Let $(K_i)_{i\in\Bbb N}$ be a family of i.i.d. random variables such that $K_1$ has geometric distribution. For every $i\in\Bbb N$ let $(I_j^i)_{j\in \Bbb N}$ be a family of random variables with values in $\{ 0 , 1\}$. I have no further Information on this family. Assume that
$$\frac 1 n \sum_{i=1}^n \sum_{j=1}^{K_i} I_j^i\to 0, \quad n\to\infty $$
almost surely.
My question:
Let $(M^i_j)_{i,j\in\Bbb N}$ be a family of i.i.d random variables such that $M^1_1$ has geometric distribution and the family is independent from all the other randomness above.
Is $ A_n := \frac 1 n \sum_{i=1}^n \sum_{j=1}^{K_i} M^i_j I_j^i$ still going to zero?
I have the feeling that due to the independence $A_n$ behaves as $\frac 1 n \sum_{i=1}^n \sum_{j=1}^{K_i} m I_j^i$, where $m := \Bbb E[M_1^1]$. But I see no way to establish it rigorously.
Setup:
Assume
$\{K_i\}_{i=1}^{\infty}$ are i.i.d. random variables that take nonnegative integer values and have finite mean $E[K]$.
$\{M_j^i\}_{i,j \in \mathbb{N}}$ are i.i.d. random variables that take nonnegative values and that have finite mean $E[M]$. Assume $\{M_j^i\}$ are independent of $\{K_i\}$.

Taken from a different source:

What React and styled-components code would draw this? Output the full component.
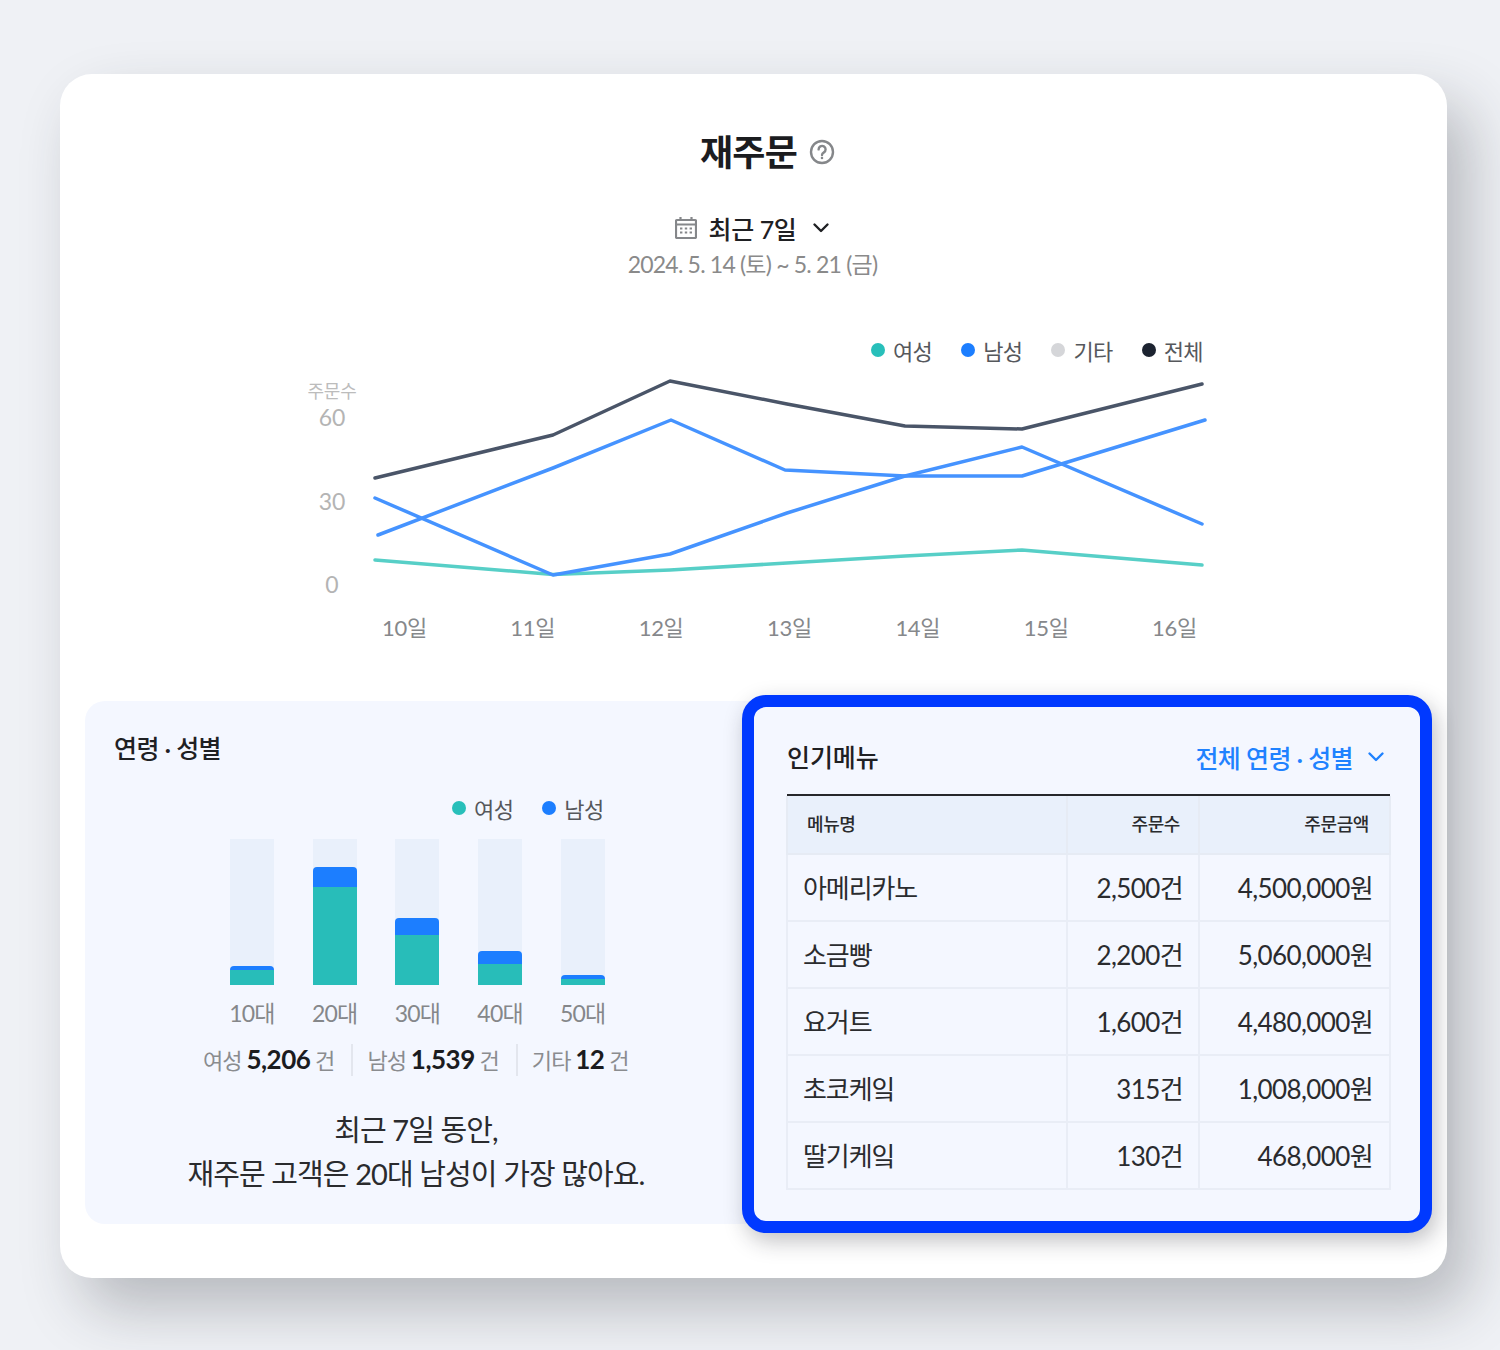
import React from 'react';
import styled, { createGlobalStyle } from 'styled-components';

const Global = createGlobalStyle`
  html, body { margin: 0; padding: 0; background: #eff1f5; }
  * { box-sizing: border-box; }
  body { font-family: Lato, "Noto Sans CJK KR", sans-serif; color: #1f2023; }
`;
const Page = styled.div`
  width: 1500px; height: 1350px; padding: 74px 0 0 60px; overflow: hidden;
`;
const Card = styled.main`
  width: 1387px; height: 1204px; background: #fff; border-radius: 32px;
  box-shadow: 22px 30px 60px rgba(40, 42, 50, 0.28);
  padding-top: 50px; display: flex; flex-direction: column;
`;
const TitleRow = styled.div`
  display: flex; justify-content: center; align-items: center; gap: 12px;
  padding-left: 28px; height: 56px;
`;
const Title = styled.h1`
  margin: 0; font-size: 36px; line-height: 56px; font-weight: 700; letter-spacing: -0.8px; color: #1b1c1f;
`;
const DateBlock = styled.div`
  margin-top: 30px; padding-right: 2px; display: flex; flex-direction: column; align-items: center;
`;
const RangeBtn = styled.div`
  display: flex; align-items: center; height: 36px; font-size: 25px; font-weight: 500;
  letter-spacing: -0.4px; color: #1f2023; gap: 12px;
  svg:last-child { margin-left: 4px; }
`;
const DateText = styled.div`
  font-size: 23px; line-height: 36px; color: #8a8a8a; letter-spacing: -0.8px; font-weight: 400;
`;
const ChartBlock = styled.section`
  margin: 50px 0 0 247px; width: 900px;
`;
const Legend = styled.div`
  display: flex; justify-content: flex-end; gap: 29px;
  padding-right: 4px; height: 36px; align-items: center;
`;
const LegendItem = styled.div`
  display: flex; align-items: center; gap: 8px; font-size: 22px; color: #56585c; letter-spacing: -0.6px;
`;
const Dot = styled.span`
  width: 14px; height: 14px; border-radius: 50%; background: ${p => p.$c};
`;
const PlotRow = styled.div`
  display: flex; height: 222px; margin-top: 2px;
`;
const YAxis = styled.div`
  width: 50px; flex-shrink: 0; display: flex; flex-direction: column; align-items: center; padding-top: 12px;
`;
const YCaption = styled.div`
  font-size: 18px; line-height: 18px; color: #bcbcbc; letter-spacing: -0.3px; white-space: nowrap;
`;
const YTick = styled.div`
  font-size: 23px; flex: 0 0 83.5px; line-height: 34px; color: #b4b4b4;
`;
const XAxis = styled.div`
  display: flex; justify-content: space-between; padding: 0 10px 0 75px; margin-top: 19px;
`;
const XLabel = styled.div`
  font-size: 22px; line-height: 34px; color: #86888b; letter-spacing: -0.3px;
`;
const Bottom = styled.div`
  display: flex; align-items: flex-start; margin-top: 50px; padding-left: 25px;
`;
const AgePanel = styled.section`
  width: 670px; height: 523px; margin-top: 6px; margin-right: -13px; background: #f4f7ff;
  border-radius: 20px 0 0 20px; padding: 30px 0 0 29px;
`;
const PanelTitle = styled.h2`
  margin: 0; font-size: 25px; line-height: 34px; font-weight: 500; letter-spacing: -0.6px; color: #1f2023;
`;
const MenuTitle = styled(PanelTitle)`
  letter-spacing: -0.1px;
`;
const AgeLegend = styled(Legend)`
  margin: 25px 0 0 338px; justify-content: flex-start; padding: 0;
`;
const Bars = styled.div`
  display: flex; gap: 38.7px; margin: 13px 0 0 116px;
`;
const BarCol = styled.div`
  width: 44px; display: flex; flex-direction: column; align-items: center;
`;
const Track = styled.div`
  width: 44px; height: 146px; background: #e9f0fb; display: flex; flex-direction: column; justify-content: flex-end;
`;
const Male = styled.div`
  background: #1c7eff; border-radius: 4px 4px 0 0;
`;
const Female = styled.div`
  background: #28bdb9;
`;
const BarLabel = styled.div`
  margin-top: 11px; font-size: 23px; line-height: 34px; color: #85878a; letter-spacing: -0.8px; white-space: nowrap;
`;
const Summary = styled.div`
  display: flex; align-items: center; margin: 13px 0 0 89px; height: 34px;
`;
const SumItem = styled.div`
  font-size: 22px; color: #8a8c8f; letter-spacing: -0.9px; white-space: nowrap;
  padding: 0 17px 0 14px; border-left: ${p => p.$sep ? '2px solid #e3e6ee' : '0'};
  line-height: 30px;
  &:first-child { padding-left: 0; }
  b { font-size: 26px; font-weight: 700; color: #1b1c1f; letter-spacing: -0.5px; }
`;
const Message = styled.p`
  margin: 31px 0 0 0; width: 604px; text-align: center; font-size: 29px; line-height: 44px;
  color: #2a2b2e; letter-spacing: -0.9px;
`;
const MenuPanel = styled.section`
  position: relative; width: 690px; height: 538px; background: #f4f7ff; border: 12px solid #0039ff;
  border-radius: 24px; box-shadow: 4px 8px 22px rgba(30, 30, 40, 0.28); padding: 33px 0 0 33px;
`;
const MenuHead = styled.div`
  display: flex; justify-content: space-between; align-items: center; width: 603px; height: 34px;
  padding-right: 5px;
`;
const Filter = styled.div`
  display: flex; align-items: center; gap: 14px; font-size: 25px; font-weight: 500; color: #1f82ff; letter-spacing: -0.6px;
`;
const TableWrap = styled.div`
  margin-top: 20px; width: 603px; border-top: 2px solid #26272b;
`;
const Table = styled.table`
  width: 603px; table-layout: fixed; border-collapse: collapse; margin: 0 0 0 -1px;
`;
const Th = styled.th`
  height: 58px; background: #e9f0fb; font-size: 18px; font-weight: 500; color: #2a2b2e; letter-spacing: -0.4px;
  text-align: ${p => p.$left ? 'left' : 'right'};
  padding: ${p => p.$left ? '0 0 3px 19px' : '0 18px 3px 0'};
  border: 2px solid #e6ebf4; border-top: 0;
  &:last-child { padding-right: 20px; }
`;
const Td = styled.td`
  height: 67px; font-size: 26px; color: #2a2b2e; letter-spacing: ${p => p.$left ? '-1.1px' : '-0.6px'};
  text-align: ${p => p.$left ? 'left' : 'right'};
  padding: ${p => p.$left ? '0 0 2px 15px' : '0 15px 2px 0'};
  border: 2px solid #e9edf6;
  &:last-child { padding-right: 16px; }
`;
const HelpIcon = () => (
  <svg width="26" height="26" viewBox="0 0 26 26" fill="none" stroke="#85878a" strokeWidth="2.4" strokeLinecap="round" strokeLinejoin="round">
    <circle cx="13" cy="13" r="11" />
    <path d="M9.600 10.400a3.500 3.500 0 1 1 5.300 3c-1.200.7-1.900 1.300-1.900 2.600" />
    <circle cx="13" cy="19" r=".6" fill="#85878a" strokeWidth="1.400" />
  </svg>
);
const CalIcon = () => (
  <svg width="22" height="22" viewBox="0 0 22 22" fill="none" stroke="#85878a" strokeWidth="2.200">
    <rect x="1" y="3" width="20" height="18" rx="1" />
    <path d="M1 7.500h20M5.500 0v4M16.500 0v4" />
    <path d="M5 11.500h2.400M9.800 11.500h2.400M14.600 11.500h2.400M5 15.500h2.400M9.800 15.500h2.400M14.600 15.500h2.400" />
  </svg>
);
const Chevron = ({ c = '#1f2023' }) => (
  <svg width="18" height="12" viewBox="0 0 18 12" fill="none" stroke={c} strokeWidth="2.400" strokeLinecap="round" strokeLinejoin="round">
    <path d="M2.500 2.500 9 9l6.500-6.500" />
  </svg>
);

const px = pts => pts.map(([x, y]) => `${x - 357},${y - 370}`).join(' ');
const lines = [
  ['#57cfc7', [[375, 560], [553, 574.5], [670, 570], [787, 563], [905, 556], [1022, 550], [1202, 565]]],
  ['#4a5568', [[375, 478], [553, 435], [670, 381], [787, 404], [905, 426], [1022, 429], [1202, 384]]],
  ['#4593ff', [[378, 535], [553, 468], [671, 420], [785, 470], [905, 476], [1022, 476], [1205, 420]]],
  ['#4593ff', [[375, 498], [553, 575], [670, 554], [787, 513], [905, 476], [1022, 447], [1202, 524]]],
];
const days = ['10일', '11일', '12일', '13일', '14일', '15일', '16일'];
const ages = [['10대', 19, 15], ['20대', 118, 98], ['30대', 67, 50], ['40대', 34, 21], ['50대', 10, 6]];
const rows = [
  ['아메리카노', '2,500건', '4,500,000원'],
  ['소금빵', '2,200건', '5,060,000원'],
  ['요거트', '1,600건', '4,480,000원'],
  ['초코케잌', '315건', '1,008,000원'],
  ['딸기케잌', '130건', '468,000원'],
];

export default function App() {
  return (
    <Page>
      <Global />
      <Card>
        <TitleRow>
          <Title>재주문</Title>
          <HelpIcon />
        </TitleRow>
        <DateBlock>
          <RangeBtn><CalIcon />최근 7일<Chevron /></RangeBtn>
          <DateText>2024. 5. 14 (토) ~ 5. 21 (금)</DateText>
        </DateBlock>
        <ChartBlock>
          <Legend>
            <LegendItem><Dot $c="#28bfba" />여성</LegendItem>
            <LegendItem><Dot $c="#1c7eff" />남성</LegendItem>
            <LegendItem><Dot $c="#d5d6d9" />기타</LegendItem>
            <LegendItem><Dot $c="#1c2330" />전체</LegendItem>
          </Legend>
          <PlotRow>
            <YAxis>
              <YCaption>주문수</YCaption>
              <YTick>60</YTick>
              <YTick>30</YTick>
              <YTick>0</YTick>
            </YAxis>
            <svg width="850" height="222" viewBox="0 0 850 222" fill="none">
              {lines.map(([c, p], i) => (
                <polyline key={i} points={px(p)} stroke={c} strokeWidth="3.5" strokeLinecap="round" strokeLinejoin="round" />
              ))}
            </svg>
          </PlotRow>
          <XAxis>{days.map(d => <XLabel key={d}>{d}</XLabel>)}</XAxis>
        </ChartBlock>
        <Bottom>
          <AgePanel>
            <PanelTitle>연령 · 성별</PanelTitle>
            <AgeLegend>
              <LegendItem><Dot $c="#28bfba" />여성</LegendItem>
              <LegendItem><Dot $c="#1c7eff" />남성</LegendItem>
            </AgeLegend>
            <Bars>
              {ages.map(([a, total, f]) => (
                <BarCol key={a}>
                  <Track>
                    <Male style={{ height: total - f }} />
                    <Female style={{ height: f }} />
                  </Track>
                  <BarLabel>{a}</BarLabel>
                </BarCol>
              ))}
            </Bars>
            <Summary>
              <SumItem>여성 <b>5,206</b> 건</SumItem>
              <SumItem $sep>남성 <b>1,539</b> 건</SumItem>
              <SumItem $sep>기타 <b>12</b> 건</SumItem>
            </Summary>
            <Message>최근 7일 동안,<br />재주문 고객은 20대 남성이 가장 많아요.</Message>
          </AgePanel>
          <MenuPanel>
            <MenuHead>
              <MenuTitle>인기메뉴</MenuTitle>
              <Filter>전체 연령 · 성별<Chevron c="#1f82ff" /></Filter>
            </MenuHead>
            <TableWrap>
              <Table>
                <colgroup>
                  <col style={{ width: 280 }} />
                  <col style={{ width: 132 }} />
                  <col style={{ width: 191 }} />
                </colgroup>
                <thead>
                  <tr><Th $left>메뉴명</Th><Th>주문수</Th><Th>주문금액</Th></tr>
                </thead>
                <tbody>
                  {rows.map(r => (
                    <tr key={r[0]}><Td $left>{r[0]}</Td><Td>{r[1]}</Td><Td>{r[2]}</Td></tr>
                  ))}
                </tbody>
              </Table>
            </TableWrap>
          </MenuPanel>
        </Bottom>
      </Card>
    </Page>
  );
}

$\{I_j^i\}_{i,j \in \mathbb{N}}$ are binary-valued random variables with arbitrary dependencies between themselves and between the $\{M_i^j\}$ and $\{K_i\}$ variables.
Define \begin{align} A_n &= \frac{1}{n}\sum_{i=1}^n \sum_{j=1}^{K_i} I_j^i \\ B_n &= \frac{1}{n}\sum_{i=1}^n \sum_{j=1}^{K_i} M_j^iI_j^i \end{align}
Claim:
If $A_n\rightarrow 0$ with probability 1, then $B_n\rightarrow 0$ with probability 1.
Proof:
Fix $\epsilon>0$. Let $M=M_1^1$. Since $E[M]<\infty$ there is a $c>0$ such that $E[M 1_{\{M>c\}}] \leq \epsilon$, where $1_{\{M>c\}}$ is an indicator function that is $1$ if $M>c$, and $0$ else. Observe that for all $i,j$ we have $$ 0\leq M_j^i \leq c + M_j^i 1_{\{M_j^i>c\}}$$ Thus for all $n$ we have \begin{align} 0&\leq B_n \\ &\leq \frac{1}{n}\sum_{i=1}^n \sum_{j=1}^{K_i} (c +M_j^i 1_{\{M_j^i>c\}}) I_j^i\\ &=c A_n + \frac{1}{n}\sum_{i=1}^n \sum_{j=1}^{K_i}M_j^i 1_{\{M_j^i>c\}}I_j^i\\ &\leq c A_n + \frac{1}{n}\sum_{i=1}^n \sum_{j=1}^{K_i}M_j^i 1_{\{M_j^i>c\}} \end{align} Taking $n\rightarrow \infty$ gives \begin{align} 0 \leq \limsup_{n\rightarrow\infty} B_n \leq 0 + E[K]E[M 1_{\{M>c\}}] \quad \mbox{(w.p.1)} \end{align} where we have used the fact that $A_n\rightarrow 0$ with probability 1 together with the law of large numbers. Thus, with probability 1 we have: $$ 0 \leq \limsup_{n\rightarrow\infty} B_n \leq \epsilon E[K] $$ This is true for all $\epsilon>0$ and so $B_n\rightarrow 0$ with probability 1. $\Box$